A true fighter, lover and survivor, Saul Levine—contemporary and colleague of Stan Brakhage, Mark LaPore, Carolee Schneemann and Phil Solomon (among many others)—is an elder statesman of the Boston filmmaking community. With 30+ years as an instructor at the legendary filmmaking crucible Mass Art, he has inspired countless artists and filmmakers (among them Luther Price, Kerry Laitala, Anne Charlotte Robinson and Pelle Lowe) with his intimate and personal from-the-gut filmmaking. In over 50 years of active and engaged work, Levine has pioneered an astoundingly rich body of personal filmmaking based on the expressive potentials of small gauge (8mm and Super-8) film formats. Embracing error, gesture, accident and luck, Levine’s films are roiling, angrily frenetic and graceful silent meditations on the ordinary. In his first Bay Area visit since 1990, San Francisco Cinematheque and Black Hole Cinematheque are proud to welcome Saul Levine for this very rare, one-evening-only, sampler pack retrospective of Levine’s delicate and earthy small-gauge films—“something old, something new, something borrowed, something blue.”

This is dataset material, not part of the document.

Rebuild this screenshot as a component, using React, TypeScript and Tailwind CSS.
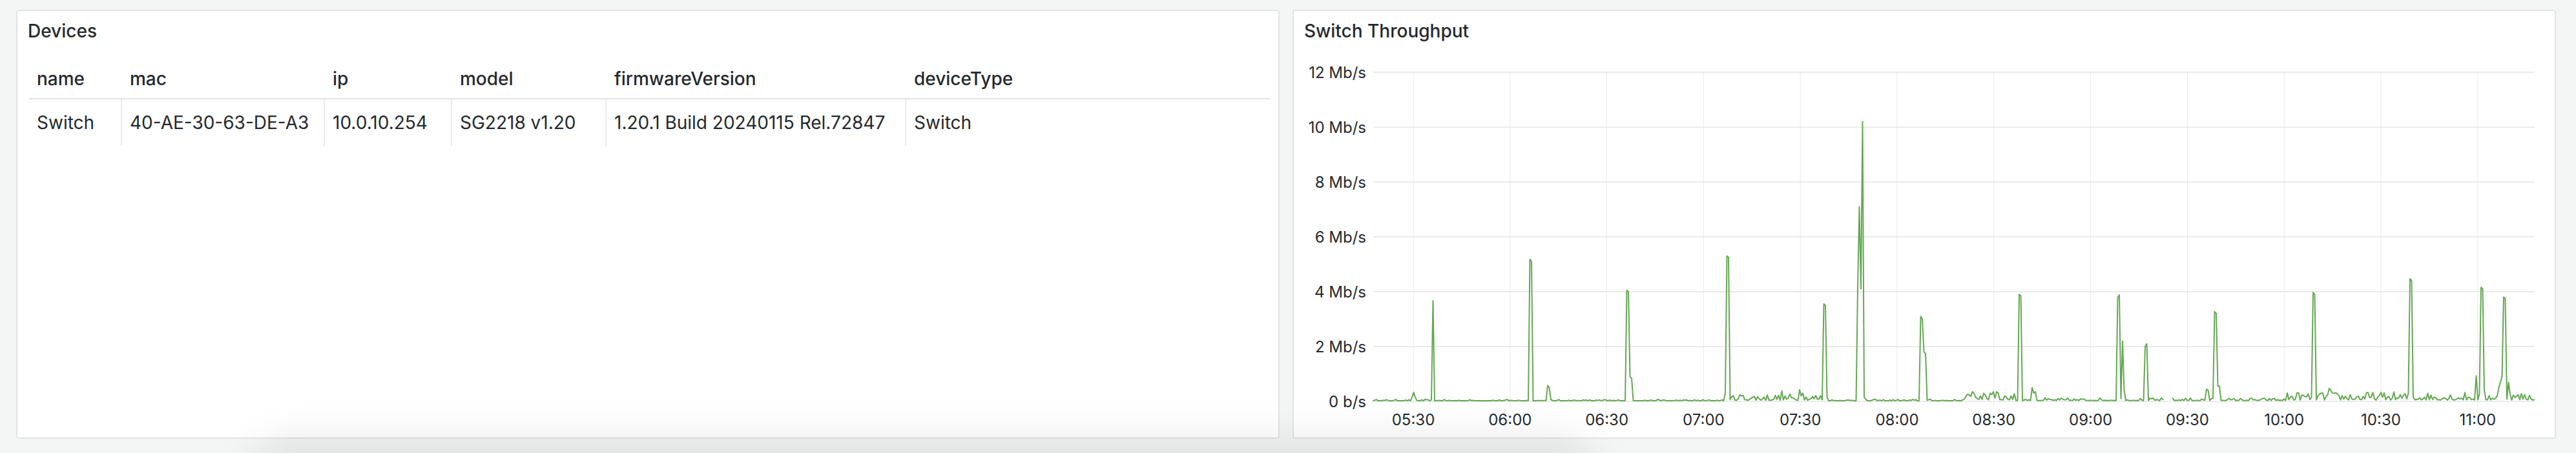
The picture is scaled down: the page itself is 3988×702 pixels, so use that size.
import React from "react";

const X0 = 2126;
const X1 = 3924;
const STEP = 2.5;
const OX = 2003; // svg origin x in page coords
const Y0 = 543; // zero line in svg coords
const PER = 42.5; // px per Mb/s

function makeRng(seed: number) {
  let s = seed;
  return () => {
    s = (s * 16807) % 2147483647;
    return (s - 1) / 2147483646;
  };
}

type Spike = [number, number[]];
const spikes: Spike[] = [
  [2185, [0.15, 0.33, 0.15]],
  [2218, [3.67]],
  [2368, [5.18, 5.1]],
  [2397, [0.58, 0.5]],
  [2518, [4.05, 4.0, 0.9, 0.85]],
  [2670, [0.3, 5.3, 5.25]],
  [2697, [0.2]],
  [2758, [0.38]],
  [2785, [0.42, 0.2, 0.3]],
  [2823, [3.55, 3.5]],
  [2875, [4.15, 7.1, 4.1, 10.2, 0.15]],
  [2973, [3.1, 3.0, 1.8, 1.75]],
  [3054, [0.35, 0.3]],
  [3067, [0.2]],
  [3080, [0.3, 0.25, 0.35]],
  [3090, [0.35, 0.3]],
  [3113, [0.2]],
  [3127, [3.9, 3.85]],
  [3146, [0.5, 0.3, 0.35]],
  [3278, [3.8, 3.88, 0.1, 2.2, 0.4]],
  [3320, [2.0, 2.1]],
  [3417, [0.45, 0.4]],
  [3428, [3.27, 3.2, 0.55, 0.55]],
  [3581, [3.97, 3.9]],
  [3606, [0.47, 0.4, 0.3]],
  [3731, [4.47, 4.4]],
  [3833, [0.93]],
  [3840, [4.16, 4.1, 0.4]],
  [3868, [0.5, 0.7, 0.9]],
  [3876, [3.8, 3.75]],
  [3883, [0.7]],
];

function baseValue(x: number, r: number) {
  if (x < 2680) return 0.02 + 0.05 * r * r * r;
  if (x < 2830) return 0.04 + 0.25 * r * r;
  if (x < 3040) return 0.02 + 0.06 * r * r * r;
  if (x < 3120) return 0.05 + 0.25 * r * r;
  if (x < 3540) return 0.03 + 0.1 * r * r * r;
  return 0.05 + 0.3 * r * r;
}

function buildPath() {
  const rnd = makeRng(12345);
  const n = Math.round((X1 - X0) / STEP);
  const vals: (number | null)[] = [];
  for (let i = 0; i <= n; i++) {
    const x = X0 + i * STEP;
    vals.push(baseValue(x, rnd()));
  }
  for (const [sx, vs] of spikes) {
    const start = Math.round((sx - X0) / STEP);
    vs.forEach((v, k) => {
      const idx = start + k;
      if (idx >= 0 && idx <= n) vals[idx] = v;
    });
  }
  for (let i = 0; i <= n; i++) {
    const x = X0 + i * STEP;
    if (x > 3349 && x < 3363) vals[i] = null;
  }
  let d = "";
  let pen = false;
  vals.forEach((v, i) => {
    if (v === null) {
      pen = false;
      return;
    }
    const x = (X0 + i * STEP - OX).toFixed(1);
    const y = (Y0 - v * PER).toFixed(1);
    d += `${pen ? "L" : "M"}${x} ${y} `;
    pen = true;
  });
  return d;
}

const yTicks = [
  { v: 12, label: "12 Mb/s" },
  { v: 10, label: "10 Mb/s" },
  { v: 8, label: "8 Mb/s" },
  { v: 6, label: "6 Mb/s" },
  { v: 4, label: "4 Mb/s" },
  { v: 2, label: "2 Mb/s" },
  { v: 0, label: "0 b/s" },
];

const xTicks = [
  "05:30",
  "06:00",
  "06:30",
  "07:00",
  "07:30",
  "08:00",
  "08:30",
  "09:00",
  "09:30",
  "10:00",
  "10:30",
  "11:00",
];

function Chart() {
  const d = buildPath();
  const left = X0 - OX;
  const right = X1 - OX;
  return (
    <svg width={1952} height={599} className="block" fill="none">
      {xTicks.map((_, k) => {
        const x = 185 + k * 149.8;
        return (
          <line
            key={"v" + k}
            x1={x}
            x2={x}
            y1={33}
            y2={551}
            stroke="#e9eaea"
            strokeWidth={1}
          />
        );
      })}
      {yTicks.map((t) => {
        const y = Y0 - t.v * PER;
        return (
          <g key={t.label}>
            <line
              x1={left}
              x2={right}
              y1={y}
              y2={y}
              stroke="#e3e4e4"
              strokeWidth={1.5}
            />
            <text
              x={112}
              y={y}
              textAnchor="end"
              dominantBaseline="central"
              fontSize={24}
              fill="#24292e"
            >
              {t.label}
            </text>
          </g>
        );
      })}
      {xTicks.map((t, k) => (
        <text
          key={t}
          x={185 + k * 149.8}
          y={571}
          textAnchor="middle"
          dominantBaseline="central"
          fontSize={24}
          fill="#24292e"
        >
          {t}
        </text>
      ))}
      <path
        d={d}
        stroke="#64a852"
        strokeWidth={2}
        strokeLinejoin="round"
        strokeLinecap="round"
      />
    </svg>
  );
}

const cols = [
  "name",
  "mac",
  "ip",
  "model",
  "firmwareVersion",
  "deviceType",
];
const row = [
  "Switch",
  "40-AE-30-63-DE-A3",
  "10.0.10.254",
  "SG2218 v1.20",
  "1.20.1 Build 20240115 Rel.72847",
  "Switch",
];

export default function App() {
  return (
    <div className="relative h-[702px] w-[3988px] overflow-hidden bg-[#f4f5f5] font-['Inter',sans-serif] text-[#24292e]">
      <div className="flex gap-[20px] pl-[25px] pt-[15px]">
        <section className="flex h-[665px] w-[1956px] flex-col rounded-[4px] border-2 border-[#e2e3e3] bg-white">
          <header className="flex h-[62px] items-center px-[16px] text-[28px] font-medium leading-none">
            Devices
          </header>
          <div className="ml-[18px] w-[1921px] text-[28px] leading-none">
            <div className="grid h-[75px] grid-cols-[144px_314px_197px_239px_464px_563px] items-center border-b-2 border-[#e3e4e4] pt-[12px] font-medium">
              {cols.map((c) => (
                <div key={c} className="pl-[12px]">
                  {c}
                </div>
              ))}
            </div>
            <div className="grid h-[72px] grid-cols-[144px_314px_197px_239px_464px_563px]">
              {row.map((c, i) => (
                <div
                  key={i}
                  className={
                    i < row.length - 1
                      ? "flex items-center whitespace-nowrap border-r-2 border-[#ececec] pl-[12px]"
                      : "flex items-center whitespace-nowrap pl-[12px]"
                  }
                >
                  {c}
                </div>
              ))}
            </div>
          </div>
        </section>
        <section className="flex h-[665px] w-[1956px] flex-col rounded-[4px] border-2 border-[#e2e3e3] bg-white">
          <header className="flex h-[62px] items-center px-[16px] text-[28px] font-medium leading-none">
            Switch Throughput
          </header>
          <Chart />
        </section>
      </div>
      <div className="pointer-events-none absolute left-[380px] top-[676px] h-[160px] w-[2100px] rounded-full bg-black/[0.08] blur-[30px]" />
    </div>
  );
}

Screening to include Note One (1968), Note to Erik (1966–68) and Lost Note (1968–69), the first of Levine’s ongoing series of film Notes, intimate portrait films intended as private/public “letters” to friends, family and loved ones; The Big Stick/An Old Reel (1967-73), an examination of police violence and resistance, derived from newsreel footage and Charlie Chaplin films; Notes After Long Silence (1984–89), a vigorously edited sync-sound Super-8 film described by Marjorie Keller as a “Burroughsesque treatise on race, sex, and the media,” reflecting on ‘60s anti-war activism in the Bay Area; Falling Notes Unleaving (2013), captured on the occasion of the funeral of fellow film diarist and inspiration Anne Charlotte Robertson; and a very recent entry into Levine’s ongoing Light Licks series, Wild Blue Yonder (2015). All film to screen in 16mm or Super-8/Regular 8mm formats.